Question

A block of mass $1\text{kg}$ is attached to a spring of spring constant $100\text{N/m}$. The block is at the centre of curvature of the concave mirror in equilibrium state. It is displaced by $5\text{mm}$ towards the pole and released. The maximum speed of oscillation of the image of the block is

• A. $6\text{cm/s}$
• B. $4\text{cm/s}$
• C. $5\text{cm/s}$
• D. $7\text{cm/s}$

Answer 1

The correct option is C $5\text{cm/s}$

Given:
Mass of block, $m=1\text{kg}$
Spring constant, $K=100\text{N/m}$
Amplitude of oscillation, $A=5\text{mm}$

So, angular frequency, $\omega =\sqrt{\frac{K}{m}}$

$\Rightarrow \omega =\sqrt{\frac{100}{1}}=10\text{rad/s}$ ...........(1)
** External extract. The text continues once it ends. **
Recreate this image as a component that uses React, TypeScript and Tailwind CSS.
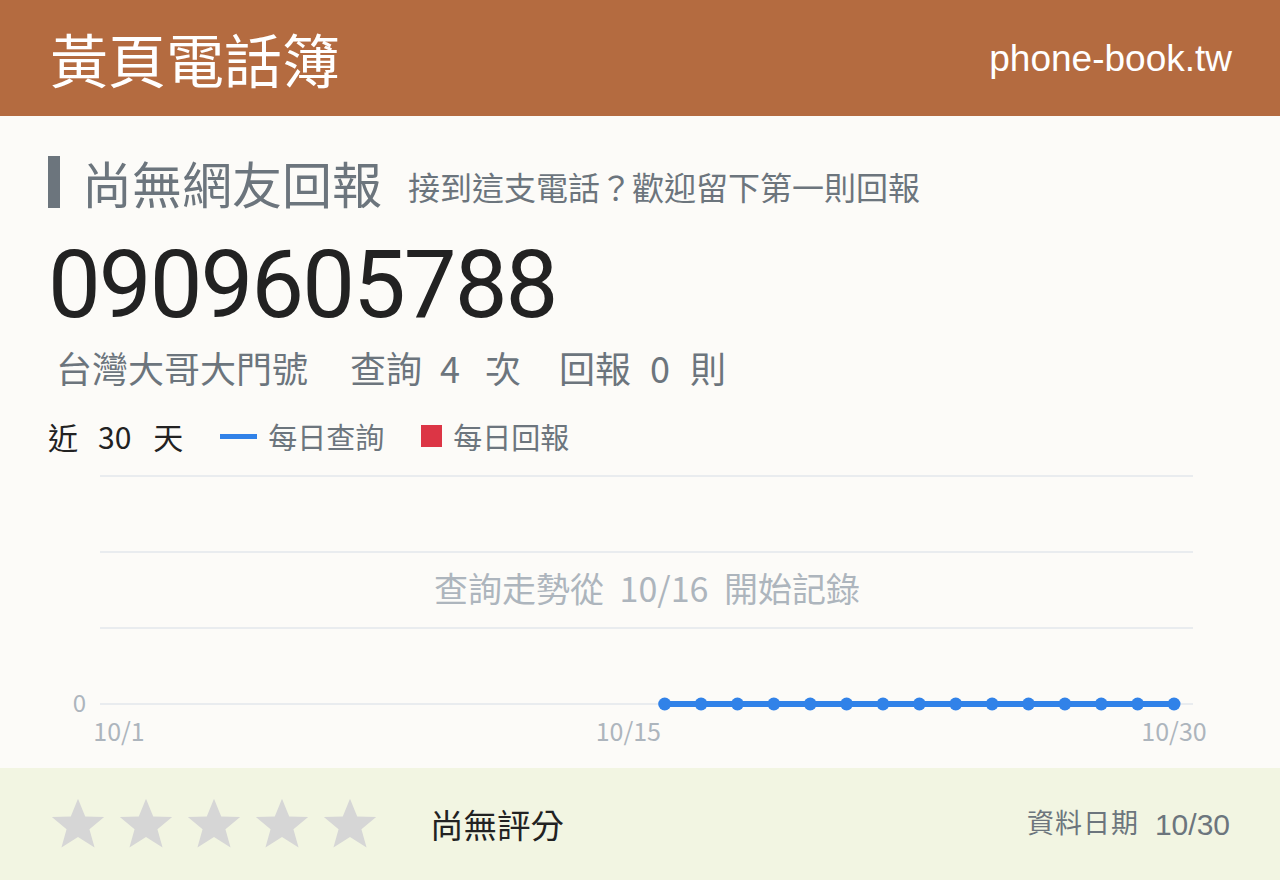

And maximum speed of the block will be at mean position (at point $C$).
$V_o=A\omega =5\times {10}^{-3}\times 10=0.05\text{m/s}$

Let speed of image along the principal axis be $V_i$.

$V_i=-m^2\times V_o$

Since, the amplitude of oscillation $\left(5\text{mm}\right)$ is very small compared to the focal length of the mirror $\left(20\text{cm}\right)$, we can assume that the magnification $m$ is roughly constant.

Here, $v=u\approx 2f=-40\text{cm}$

From magnification formula,
$m=\frac{-v}{u}=-\frac{-40}{-40}$

$\Rightarrow m=-1$

Since, the object (block) velocity is maximum at $C$, corresponding image velocity will also be maximum.

Thus, at point $C$,

$V_i=-(-1{)}^2\times 0.05$
$\Rightarrow V_i=-0.05\text{m/s}=-5\text{cm/s}$
[-ve sign shows the direction of speed of image which is opposite to the direction of speed of object.]

Hence, option $\left(c\right)$ is the correct answer.